The Court went on to echo its concerns over whether the sexual act of penetration, in this case, was participatory or a unilateral act of the accused.

As stated in its September 17 order, the Court reiterated that the "psyche and mental maturity of the victim at the relevant point of time ought also to be looked into to ascertain as to whether the alleged act of sexual intercourse between the accused and the victim, if true, was participatory from both ends, or a unilateral assertive act of the accused, sufficient to be an offence of the accused alone under the aforementioned provisions of law."

In this case, the Court concluded that the alleged act was not a unilateral one.

"In the present case, the victim was aged more than 17 years (17 years 5 months as per the assumptions of the prosecution witnesses)and studied in Class XII, while the accused was only 20 years old. Such factor, in conjunction with the admitted position that there was a romantic affair between the accused and the victim for over two and a half years, which resulted in several occasions of sexual intercourse, negate the presumption of any unilateral act of penetration in the private part of the accused, for which the accused should be held guilty", the judgment said.

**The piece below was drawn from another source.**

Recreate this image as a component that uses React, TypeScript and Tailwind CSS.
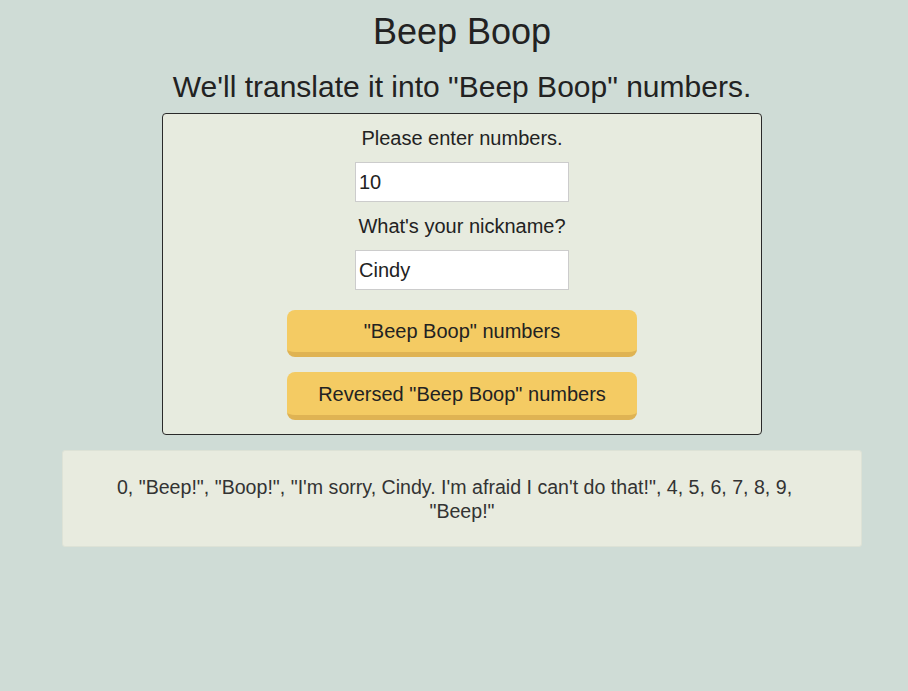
import React from "react";

const font = { fontFamily: '"Liberation Sans", Arial, sans-serif' };

export default function App() {
    return (
        <div
            className="min-h-[691px] bg-[#cfdcd6] text-[#222] flex flex-col items-center pt-[10px] pl-[16px] font-['Liberation_Sans',Arial,sans-serif]"
            style={font}
        >
            <h1 className="text-[36px] leading-[44px]">Beep Boop</h1>
            <h2 className="text-[30px] leading-[34px] mt-[16px]">
                We'll translate it into "Beep Boop" numbers.
            </h2>

            <form
                className="mt-[9px] w-[600px] border border-[#2a2a2a] rounded-[4px] bg-[#e7ebdf] flex flex-col items-center pt-[13px] pb-[14px]"
                onSubmit={(e) => e.preventDefault()}
            >
                <label className="text-[20px] leading-[23px]">Please enter numbers.</label>
                <input
                    defaultValue="10"
                    className="mt-[12px] w-[214px] h-[40px] bg-white border border-[#cccccc] px-[3px] text-[20px] outline-none"
                />
                <label className="mt-[13px] text-[20px] leading-[23px]">What's your nickname?</label>
                <input
                    defaultValue="Cindy"
                    className="mt-[12px] w-[214px] h-[40px] bg-white border border-[#cccccc] px-[3px] text-[20px] outline-none"
                />
                <button
                    type="button"
                    className="mt-[20px] w-[350px] h-[47px] rounded-[8px] bg-[#f4cb63] border-b-[5px] border-[#dfb353] text-[20px] text-[#222]"
                >
                    "Beep Boop" numbers
                </button>
                <button
                    type="button"
                    className="mt-[15px] w-[350px] h-[48px] rounded-[8px] bg-[#f4cb63] border-b-[5px] border-[#dfb353] text-[20px] text-[#222]"
                >
                    Reversed "Beep Boop" numbers
                </button>
            </form>

            <div className="mt-[15px] w-[800px] min-h-[96px] bg-[#e8ebdf] border border-[#dde2d6] rounded-[3px] px-[40px] pt-[24px] pb-[23px] text-center text-[19.6px] leading-[24px] text-[#333]">
                0, "Beep!", "Boop!", "I'm sorry, Cindy. I'm afraid I can't do that!", 4, 5, 6, 7, 8, 9,
                <span className="inline-block w-[15px]" />
                <br />
                "Beep!"
            </div>
        </div>
    );
}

The charge of cheating levelled against the accused was also quashed, with the Court observing that, "Subsequent refusal to marry cannot be come within the purview of cheating on the premise that the accused resiled from his previous intention to marry subsequently."

"There is no evidence on record at all to show that the accused had unilaterally perpetrated the offences alleged, with the deliberate intention to deceive the alleged victim, at the relevant point of time when the alleged offence took place. Hence, the conviction of the accused under Section 417 of the IPC also fails", the Court said.